LeetCode 992: Subarrays with K Different Integers

Problem Restatement

We are given an integer array nums and an integer k.

A good subarray is a contiguous subarray that contains exactly k different integers.

We need to return the number of good subarrays.

For example:

nums = [1, 2, 1, 2, 3]
k = 2

The good subarrays are:

[1, 2]
[2, 1]
[1, 2]
[2, 3]
[1, 2, 1]
[2, 1, 2]
[1, 2, 1, 2]

So the answer is 7.

The official constraints are 1 <= nums.length <= 2 * 10^4 and 1 <= nums[i], k <= nums.length.

Input and Output

Item	Meaning
Input	Integer array `nums` and integer `k`
Output	Number of contiguous subarrays with exactly `k` distinct integers
Subarray	Must be contiguous
Distinct count	Count unique values inside the subarray

Function shape:

def subarraysWithKDistinct(nums: list[int], k: int) -> int:
    ...

Examples

Example 1:

nums = [1, 2, 1, 2, 3]
k = 2

The subarrays with exactly 2 distinct integers are:

[1, 2]
[2, 1]
[1, 2]
[2, 3]
[1, 2, 1]
[2, 1, 2]
[1, 2, 1, 2]

Answer:

Example 2:

nums = [1, 2, 1, 3, 4]
k = 3

The good subarrays are:

[1, 2, 1, 3]
[2, 1, 3]
[1, 3, 4]

Answer:

First Thought: Check Every Subarray

The direct solution is to enumerate every subarray.

For each starting index, extend the subarray to the right and keep a set of distinct values.

Whenever the set size is exactly k, increment the answer.

class Solution:
    def subarraysWithKDistinct(self, nums: list[int], k: int) -> int:
        n = len(nums)
        answer = 0

        for left in range(n):
            distinct = set()

            for right in range(left, n):
                distinct.add(nums[right])

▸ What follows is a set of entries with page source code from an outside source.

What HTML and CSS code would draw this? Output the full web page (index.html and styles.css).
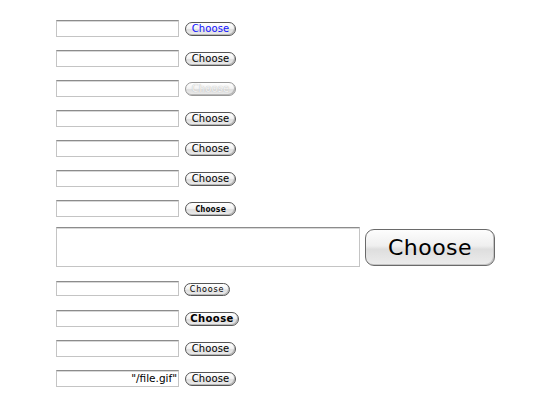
FILE: index.html
```
<!DOCTYPE html>
<html>
<head>
    <title>File inputs</title>
    <link rel="stylesheet" href="styles.css">
</head>
<body>
    <div class="file-list">
        <div class="file-row">
            <span class="file-field"></span>
            <button class="choose choose-blue">Choose</button>
        </div>
        <div class="file-row">
            <span class="file-field"></span>
            <button class="choose">Choose</button>
        </div>
        <div class="file-row">
            <span class="file-field"></span>
            <button class="choose choose-disabled">Choose</button>
        </div>
        <div class="file-row">
            <span class="file-field"></span>
            <button class="choose">Choose</button>
        </div>
        <div class="file-row">
            <span class="file-field"></span>
            <button class="choose">Choose</button>
        </div>
        <div class="file-row">
            <span class="file-field"></span>
            <button class="choose">Choose</button>
        </div>
        <div class="file-row">
            <span class="file-field"></span>
            <button class="choose choose-mono">Choose</button>
        </div>
        <div class="file-row big-row">
            <span class="file-field big-field"></span>
            <button class="choose big-choose">Choose</button>
        </div>
        <div class="file-row small-row">
            <span class="file-field small-field"></span>
            <button class="choose choose-small">Choose</button>
        </div>
        <div class="file-row">
            <span class="file-field"></span>
            <button class="choose choose-bold">Choose</button>
        </div>
        <div class="file-row">
            <span class="file-field"></span>
            <button class="choose">Choose</button>
        </div>
        <div class="file-row">
            <span class="file-field with-value">"/file.gif"</span>
            <button class="choose">Choose</button>
        </div>
    </div>
</body>
</html>
```

FILE: styles.css
```
body {
    margin: 0;
    background: #fff;
    font-family: "DejaVu Sans", "Liberation Sans", sans-serif;
}

.file-list {
    display: flex;
    flex-direction: column;
    padding: 20px 0 0 56px;
}

.file-row {
    display: flex;
    align-items: center;
    gap: 6px;
    height: 17px;
    margin-bottom: 13px;
}

.file-field {
    box-sizing: border-box;
    display: block;
    width: 123px;
    height: 17px;
    border: 1px solid #c4c4c4;
    border-top-color: #8c8c8c;
    box-shadow: inset 0 1px #d8d8d8;
    background: #fff;
    font-size: 11px;
    line-height: 15px;
    text-align: right;
    padding-right: 3px;
    color: #000;
}

.choose {
    box-sizing: border-box;
    width: 51px;
    height: 14px;
    margin: 1px 0 0 0;
    padding: 0;
    border: 1px solid #555;
    border-radius: 7px;
    box-shadow: inset -1px -1px 0 #b8b8b8;
    background: linear-gradient(#ffffff, #f3f3f3 45%, #dedede 55%, #ececec);
    font-family: "DejaVu Sans", sans-serif;
    font-size: 10px;
    line-height: 12px;
    color: #000;
    letter-spacing: 0.1px;
}

.choose-blue {
    color: #1010ff;
}

.choose-disabled {
    color: #f4f4f4;
    border-color: #999;
    text-shadow: 0 0 1px #aaa;
}

.choose-mono {
    font-family: "DejaVu Sans Mono", monospace;
    font-size: 8.5px;
    font-weight: bold;
    letter-spacing: 0;
}

/* the large row */
.big-row {
    height: 40px;
    margin-top: -3px;
    margin-bottom: 14px;
    gap: 5px;
}

.big-field {
    width: 304px;
    height: 40px;
}

.big-choose {
    width: 130px;
    height: 37px;
    border-radius: 9px;
    border-color: #6a6a6a;
    box-shadow: inset -1px -1px 0 #c4c4c4;
    font-size: 22px;
    line-height: 34px;
    letter-spacing: 0.5px;
    background: linear-gradient(#fdfdfd, #efefef 45%, #dedede 55%, #ececec);
}

.small-row {
    height: 15px;
    margin-bottom: 14px;
    gap: 5px;
}

.small-field {
    height: 15px;
}

.choose-small {
    width: 46px;
    height: 13px;
    font-size: 8px;
    line-height: 11px;
    letter-spacing: 0.8px;
}

.choose-bold {
    width: 54px;
    font-weight: bold;
    font-size: 10px;
    letter-spacing: 0.4px;
}

.with-value {
    font-size: 10.5px;
    padding-right: 1px;
}
```
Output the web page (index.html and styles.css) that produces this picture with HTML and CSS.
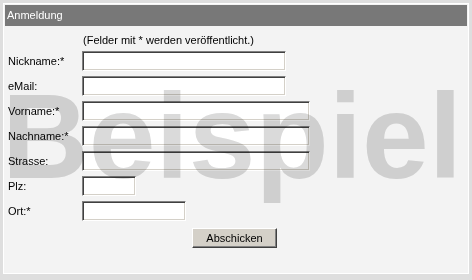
FILE: index.html
```html
<!DOCTYPE html>
<html lang="de">
<head>
    <meta charset="UTF-8">
    <title>Anmeldung</title>
    <link rel="stylesheet" href="styles.css">
</head>
<body>
    <div class="panel">
        <div class="panel-head">Anmeldung</div>
        <form class="signup" action="#" method="post">
            <p class="hint">(Felder mit * werden veröffentlicht.)</p>
            <div class="fields">
                <label for="nick">Nickname:*</label>
                <input type="text" id="nick" name="nick" class="mid">
                <label for="email">eMail:</label>
                <input type="text" id="email" name="email" class="mid">
                <label for="vorname">Vorname:*</label>
                <input type="text" id="vorname" name="vorname" class="long">
                <label for="nachname">Nachname:*</label>
                <input type="text" id="nachname" name="nachname" class="long">
                <label for="strasse">Strasse:</label>
                <input type="text" id="strasse" name="strasse" class="long">
                <label for="plz">Plz:</label>
                <input type="text" id="plz" name="plz" class="tiny">
                <label for="ort">Ort:*</label>
                <input type="text" id="ort" name="ort" class="short">
                <div class="actions">
                    <button type="submit">Abschicken</button>
                </div>
            </div>
        </form>
        <div class="watermark">Beispiel</div>
    </div>
</body>
</html>
```

FILE: styles.css
```css
body {
    margin: 0;
    padding: 3px;
    background: #dedede;
    font-family: "Liberation Sans", Arial, sans-serif;
    font-size: 11px;
    color: #000;
}
.panel {
    position: relative;
    height: 271px;
    box-sizing: border-box;
    padding: 1px;
    background: #f3f3f3;
    border: 1px solid #fff;
    overflow: hidden;
    isolation: isolate;
}
.panel-head {
    height: 21px;
    line-height: 21px;
    padding-left: 2px;
    background: #787878;
    color: #fff;
}
.signup {
    padding-left: 3px;
}
.hint {
    margin: 8px 0 4px 75px;
    line-height: 13px;
}
.fields {
    display: grid;
    grid-template-columns: 74px 1fr;
    grid-auto-rows: 20px;
    row-gap: 5px;
    align-items: center;
}
label {
    line-height: 13px;
}
input {
    height: 20px;
    box-sizing: border-box;
    margin: 0;
    padding: 1px 3px;
    font: inherit;
    background: #fff;
    border: 1px solid;
    border-color: #808080 #fff #fff #808080;
    box-shadow: inset 1px 1px #404040, inset -1px -1px #d4d0c8;
}
.mid { width: 204px; }
.long { width: 228px; }
.tiny { width: 54px; }
.short { width: 104px; }
.actions {
    grid-column: 2;
    margin-top: 3px;
    padding-left: 110px;
}
button {
    width: 85px;
    height: 20px;
    padding: 0;
    font: inherit;
    color: #000;
    background: #d4d0c8;
    border: 1px solid;
    border-color: #fff #404040 #404040 #fff;
    box-shadow: inset -1px -1px #808080;
}
.watermark {
    position: absolute;
    left: -2px;
    top: 72px;
    font-size: 120px;
    font-weight: bold;
    line-height: 1;
    color: #dadada;
    mix-blend-mode: multiply;
    pointer-events: none;
    white-space: nowrap;
}
```
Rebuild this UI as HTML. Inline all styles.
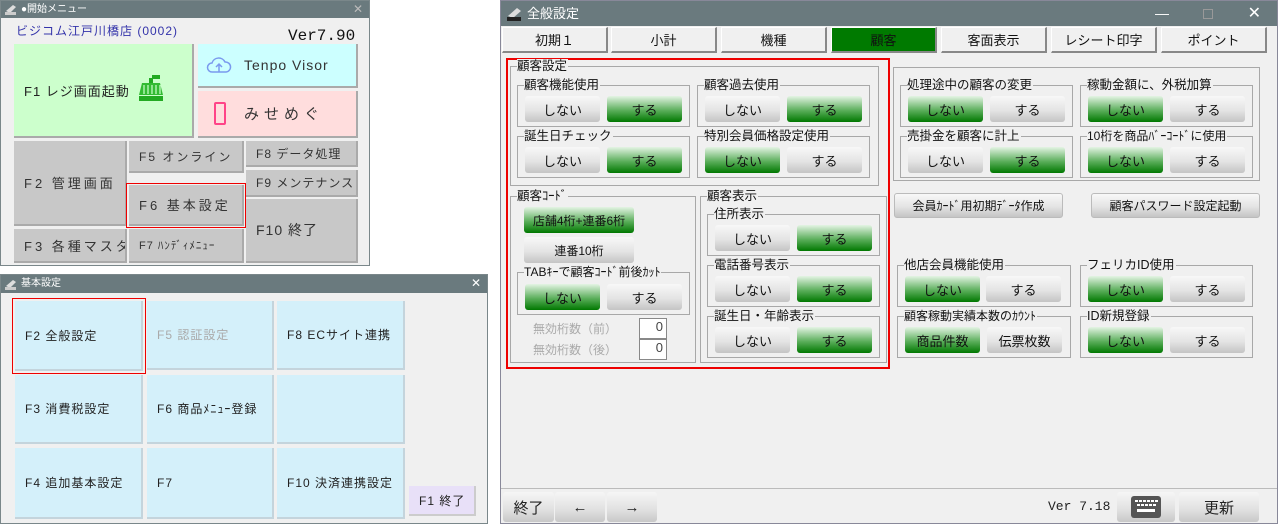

                if len(distinct) == k:
                    answer += 1
                elif len(distinct) > k:
                    break

        return answer

This works, but it can still be too slow.

Problem With Brute Force

There are O(n^2) subarrays.

Since nums.length can be as large as 2 * 10^4, checking all subarrays is too expensive.

We need a linear-time method.

Key Insight

Counting subarrays with exactly k distinct integers is hard directly.

Counting subarrays with at most k distinct integers is much easier with a sliding window.

The key identity is:

exactly(k) = at_most(k) - at_most(k - 1)

Why this works:

Count	Includes subarrays with
`at_most(k)`	`1, 2, ..., k` distinct values
`at_most(k - 1)`	`1, 2, ..., k - 1` distinct values

Subtracting removes all subarrays with fewer than k distinct values.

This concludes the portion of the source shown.